# Start of DATASET EXCERPT

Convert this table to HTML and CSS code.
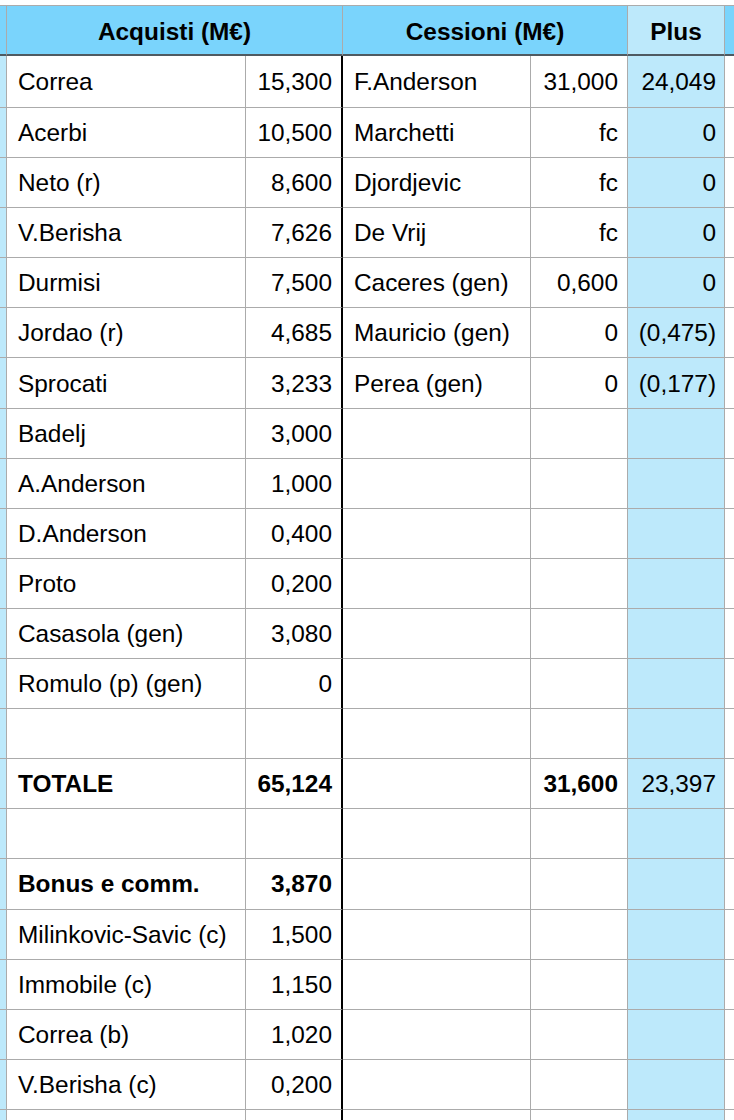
FILE: index.html
```html
<!DOCTYPE html>
<html lang="it">
<head>
<meta charset="utf-8">
<title>Acquisti e Cessioni</title>
<link rel="stylesheet" href="styles.css">
</head>
<body>
<div class="sheet">
  <div class="c strip hd"></div>
  <div class="c hd title span2">Acquisti (M€)</div>
  <div class="c hd title span2">Cessioni (M€)</div>
  <div class="c hd title plus">Plus</div>
  <div class="c hd end"></div>

  <div class="c strip"></div><div class="c name">Correa</div><div class="c num sep">15,300</div><div class="c name">F.Anderson</div><div class="c num">31,000</div><div class="c num plus">24,049</div><div class="c end"></div>
  <div class="c strip"></div><div class="c name">Acerbi</div><div class="c num sep">10,500</div><div class="c name">Marchetti</div><div class="c num">fc</div><div class="c num plus">0</div><div class="c end"></div>
  <div class="c strip"></div><div class="c name">Neto (r)</div><div class="c num sep">8,600</div><div class="c name">Djordjevic</div><div class="c num">fc</div><div class="c num plus">0</div><div class="c end"></div>
  <div class="c strip"></div><div class="c name">V.Berisha</div><div class="c num sep">7,626</div><div class="c name">De Vrij</div><div class="c num">fc</div><div class="c num plus">0</div><div class="c end"></div>
  <div class="c strip"></div><div class="c name">Durmisi</div><div class="c num sep">7,500</div><div class="c name">Caceres (gen)</div><div class="c num">0,600</div><div class="c num plus">0</div><div class="c end"></div>
  <div class="c strip"></div><div class="c name">Jordao (r)</div><div class="c num sep">4,685</div><div class="c name">Mauricio (gen)</div><div class="c num">0</div><div class="c num plus">(0,475)</div><div class="c end"></div>
  <div class="c strip"></div><div class="c name">Sprocati</div><div class="c num sep">3,233</div><div class="c name">Perea (gen)</div><div class="c num">0</div><div class="c num plus">(0,177)</div><div class="c end"></div>
  <div class="c strip"></div><div class="c name">Badelj</div><div class="c num sep">3,000</div><div class="c name"></div><div class="c num"></div><div class="c num plus"></div><div class="c end"></div>
  <div class="c strip"></div><div class="c name">A.Anderson</div><div class="c num sep">1,000</div><div class="c name"></div><div class="c num"></div><div class="c num plus"></div><div class="c end"></div>
  <div class="c strip"></div><div class="c name">D.Anderson</div><div class="c num sep">0,400</div><div class="c name"></div><div class="c num"></div><div class="c num plus"></div><div class="c end"></div>
  <div class="c strip"></div><div class="c name">Proto</div><div class="c num sep">0,200</div><div class="c name"></div><div class="c num"></div><div class="c num plus"></div><div class="c end"></div>
  <div class="c strip"></div><div class="c name">Casasola (gen)</div><div class="c num sep">3,080</div><div class="c name"></div><div class="c num"></div><div class="c num plus"></div><div class="c end"></div>
  <div class="c strip"></div><div class="c name">Romulo (p) (gen)</div><div class="c num sep">0</div><div class="c name"></div><div class="c num"></div><div class="c num plus"></div><div class="c end"></div>
  <div class="c strip"></div><div class="c name"></div><div class="c num sep"></div><div class="c name"></div><div class="c num"></div><div class="c num plus"></div><div class="c end"></div>
  <div class="c strip"></div><div class="c name b">TOTALE</div><div class="c num sep b">65,124</div><div class="c name"></div><div class="c num b">31,600</div><div class="c num plus">23,397</div><div class="c end"></div>
  <div class="c strip"></div><div class="c name"></div><div class="c num sep"></div><div class="c name"></div><div class="c num"></div><div class="c num plus"></div><div class="c end"></div>
  <div class="c strip"></div><div class="c name b">Bonus e comm.</div><div class="c num sep b">3,870</div><div class="c name"></div><div class="c num"></div><div class="c num plus"></div><div class="c end"></div>
  <div class="c strip"></div><div class="c name">Milinkovic-Savic (c)</div><div class="c num sep">1,500</div><div class="c name"></div><div class="c num"></div><div class="c num plus"></div><div class="c end"></div>
  <div class="c strip"></div><div class="c name">Immobile (c)</div><div class="c num sep">1,150</div><div class="c name"></div><div class="c num"></div><div class="c num plus"></div><div class="c end"></div>
  <div class="c strip"></div><div class="c name">Correa (b)</div><div class="c num sep">1,020</div><div class="c name"></div><div class="c num"></div><div class="c num plus"></div><div class="c end"></div>
  <div class="c strip"></div><div class="c name">V.Berisha (c)</div><div class="c num sep">0,200</div><div class="c name"></div><div class="c num"></div><div class="c num plus"></div><div class="c end"></div>
  <div class="c strip"></div><div class="c name"></div><div class="c num sep"></div><div class="c name"></div><div class="c num"></div><div class="c num plus"></div><div class="c end"></div>
</div>
</body>
</html>
```

FILE: styles.css
```css
html, body {
  margin: 0;
  padding: 0;
  background: #ffffff;
  overflow: hidden;
}

body {
  font-family: "Liberation Sans", Arial, Helvetica, sans-serif;
  font-size: 24.4px;
  color: #000000;
}

.sheet {
  margin-top: 5px;
  border-top: 1px solid #ababab;
  display: grid;
  grid-template-columns: 7px 239px 97px 188px 97px 97px 1fr;
  grid-template-rows: 50px 52px repeat(21, 50.1px);
  width: 734px;
}

.c {
  box-sizing: border-box;
  border-right: 1px solid #ababab;
  border-bottom: 1px solid #ababab;
  display: flex;
  align-items: center;
  white-space: nowrap;
  overflow: hidden;
  min-width: 0;
  padding-top: 1px;
}

.strip {
  background: #bde9fb;
}

.end {
  border-right: none;
}

.name {
  padding-left: 11px;
}

.num {
  justify-content: flex-end;
  padding-right: 9px;
}

.num.plus {
  padding-right: 8px;
}

.sep {
  border-right: 2px solid #000000;
}

.plus {
  background: #bde9fb;
}

.b {
  font-weight: 700;
}

.hd {
  background: #7ad4fc;
  border-bottom: 2px solid #4f5a61;
}

.hd.plus {
  background: #bde9fb;
}

.title {
  justify-content: center;
  font-weight: 700;
  padding-top: 4px;
}

.span2 {
  grid-column: span 2;
}
```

# End of DATASET EXCERPT

▶ [WORK REQUIRED]:
Restate the data above word for word. Skip every picture.

▶ [SOLUTION FOR THIS PROBLEM]:
Convert this table to HTML and CSS code.
FILE: index.html
```html
<!DOCTYPE html>
<html lang="it">
<head>
<meta charset="utf-8">
<title>Acquisti e Cessioni</title>
<link rel="stylesheet" href="styles.css">
</head>
<body>
<div class="sheet">
  <div class="c strip hd"></div>
  <div class="c hd title span2">Acquisti (M€)</div>
  <div class="c hd title span2">Cessioni (M€)</div>
  <div class="c hd title plus">Plus</div>
  <div class="c hd end"></div>

  <div class="c strip"></div><div class="c name">Correa</div><div class="c num sep">15,300</div><div class="c name">F.Anderson</div><div class="c num">31,000</div><div class="c num plus">24,049</div><div class="c end"></div>
  <div class="c strip"></div><div class="c name">Acerbi</div><div class="c num sep">10,500</div><div class="c name">Marchetti</div><div class="c num">fc</div><div class="c num plus">0</div><div class="c end"></div>
  <div class="c strip"></div><div class="c name">Neto (r)</div><div class="c num sep">8,600</div><div class="c name">Djordjevic</div><div class="c num">fc</div><div class="c num plus">0</div><div class="c end"></div>
  <div class="c strip"></div><div class="c name">V.Berisha</div><div class="c num sep">7,626</div><div class="c name">De Vrij</div><div class="c num">fc</div><div class="c num plus">0</div><div class="c end"></div>
  <div class="c strip"></div><div class="c name">Durmisi</div><div class="c num sep">7,500</div><div class="c name">Caceres (gen)</div><div class="c num">0,600</div><div class="c num plus">0</div><div class="c end"></div>
  <div class="c strip"></div><div class="c name">Jordao (r)</div><div class="c num sep">4,685</div><div class="c name">Mauricio (gen)</div><div class="c num">0</div><div class="c num plus">(0,475)</div><div class="c end"></div>
  <div class="c strip"></div><div class="c name">Sprocati</div><div class="c num sep">3,233</div><div class="c name">Perea (gen)</div><div class="c num">0</div><div class="c num plus">(0,177)</div><div class="c end"></div>
  <div class="c strip"></div><div class="c name">Badelj</div><div class="c num sep">3,000</div><div class="c name"></div><div class="c num"></div><div class="c num plus"></div><div class="c end"></div>
  <div class="c strip"></div><div class="c name">A.Anderson</div><div class="c num sep">1,000</div><div class="c name"></div><div class="c num"></div><div class="c num plus"></div><div class="c end"></div>
  <div class="c strip"></div><div class="c name">D.Anderson</div><div class="c num sep">0,400</div><div class="c name"></div><div class="c num"></div><div class="c num plus"></div><div class="c end"></div>
  <div class="c strip"></div><div class="c name">Proto</div><div class="c num sep">0,200</div><div class="c name"></div><div class="c num"></div><div class="c num plus"></div><div class="c end"></div>
  <div class="c strip"></div><div class="c name">Casasola (gen)</div><div class="c num sep">3,080</div><div class="c name"></div><div class="c num"></div><div class="c num plus"></div><div class="c end"></div>
  <div class="c strip"></div><div class="c name">Romulo (p) (gen)</div><div class="c num sep">0</div><div class="c name"></div><div class="c num"></div><div class="c num plus"></div><div class="c end"></div>
  <div class="c strip"></div><div class="c name"></div><div class="c num sep"></div><div class="c name"></div><div class="c num"></div><div class="c num plus"></div><div class="c end"></div>
  <div class="c strip"></div><div class="c name b">TOTALE</div><div class="c num sep b">65,124</div><div class="c name"></div><div class="c num b">31,600</div><div class="c num plus">23,397</div><div class="c end"></div>
  <div class="c strip"></div><div class="c name"></div><div class="c num sep"></div><div class="c name"></div><div class="c num"></div><div class="c num plus"></div><div class="c end"></div>
  <div class="c strip"></div><div class="c name b">Bonus e comm.</div><div class="c num sep b">3,870</div><div class="c name"></div><div class="c num"></div><div class="c num plus"></div><div class="c end"></div>
  <div class="c strip"></div><div class="c name">Milinkovic-Savic (c)</div><div class="c num sep">1,500</div><div class="c name"></div><div class="c num"></div><div class="c num plus"></div><div class="c end"></div>
  <div class="c strip"></div><div class="c name">Immobile (c)</div><div class="c num sep">1,150</div><div class="c name"></div><div class="c num"></div><div class="c num plus"></div><div class="c end"></div>
  <div class="c strip"></div><div class="c name">Correa (b)</div><div class="c num sep">1,020</div><div class="c name"></div><div class="c num"></div><div class="c num plus"></div><div class="c end"></div>
  <div class="c strip"></div><div class="c name">V.Berisha (c)</div><div class="c num sep">0,200</div><div class="c name"></div><div class="c num"></div><div class="c num plus"></div><div class="c end"></div>
  <div class="c strip"></div><div class="c name"></div><div class="c num sep"></div><div class="c name"></div><div class="c num"></div><div class="c num plus"></div><div class="c end"></div>
</div>
</body>
</html>
```

FILE: styles.css
```css
html, body {
  margin: 0;
  padding: 0;
  background: #ffffff;
  overflow: hidden;
}

body {
  font-family: "Liberation Sans", Arial, Helvetica, sans-serif;
  font-size: 24.4px;
  color: #000000;
}

.sheet {
  margin-top: 5px;
  border-top: 1px solid #ababab;
  display: grid;
  grid-template-columns: 7px 239px 97px 188px 97px 97px 1fr;
  grid-template-rows: 50px 52px repeat(21, 50.1px);
  width: 734px;
}

.c {
  box-sizing: border-box;
  border-right: 1px solid #ababab;
  border-bottom: 1px solid #ababab;
  display: flex;
  align-items: center;
  white-space: nowrap;
  overflow: hidden;
  min-width: 0;
  padding-top: 1px;
}

.strip {
  background: #bde9fb;
}

.end {
  border-right: none;
}

.name {
  padding-left: 11px;
}

.num {
  justify-content: flex-end;
  padding-right: 9px;
}

.num.plus {
  padding-right: 8px;
}

.sep {
  border-right: 2px solid #000000;
}

.plus {
  background: #bde9fb;
}

.b {
  font-weight: 700;
}

.hd {
  background: #7ad4fc;
  border-bottom: 2px solid #4f5a61;
}

.hd.plus {
  background: #bde9fb;
}

.title {
  justify-content: center;
  font-weight: 700;
  padding-top: 4px;
}

.span2 {
  grid-column: span 2;
}
```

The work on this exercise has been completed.